Reilly believes corn could stay higher in the first quarter but then might start turning lower. He's much more bullish on the prospects for wheat futures.
"The wheat price has the best chance for appreciation out of the major [ag] commodities given that they hit multi-year lows recently," Reilly said. The analyst adds that recent dryness in the Great Plains region could trigger impacts, including a chance the USDA may report winter wheat seeding down slightly compared with a year ago.
Then again, some point out the key ag commodities such as corn, soybean and wheat as well as dairy and meat products remain vulnerable to the strong dollar because it makes the American ag products less competitive in the global marketplace. In wheat, for example, Ukraine has made major inroads as an exporter to India.
As for corn, it could be influenced by how crude oil performs in 2017 — and the uncertainty surrounding the ethanol mandate in a Trump administration.

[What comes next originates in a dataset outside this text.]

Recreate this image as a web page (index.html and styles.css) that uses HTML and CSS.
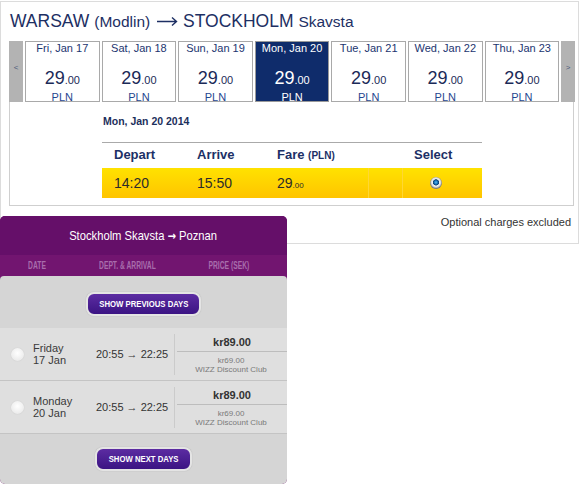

Around 40 percent of the country's corn supply was used for biofuels in late 2016, according to the USDA. The portion of soybeans going to biofuels isn't as large but still represents just over 20 percent of the supply.
Trump's selection of former Texas Gov. Rick Perry as Energy Secretary and Oklahoma Attorney General Scott Pruitt to be the head of the U.S. Environmental Protection Agency is seen by some analysts as a threat to alternative transportation fuels like ethanol and biodiesel since both of them are viewed as pro-oil. In 2008, Perry called the ethanol mandate "the biggest scam that's ever come along."
The EPA could reduce its ethanol volume requirements under the Renewable Fuel Standard.
One thing some industry analysts don't appear worried about now is President-elect Trump causing trade war that would hurt American ag exports to China.
"China's appetite for soybeans is so strong I don't think they can completely cut the U.S. out of the import plan," said Seifried.
He said the export situation with China from a corn perspective "doesn't really get much worse because we're not really exporting much corn to China." On the other hand, if trade relations get better with China he believes there could be a "significant upside potential for corn."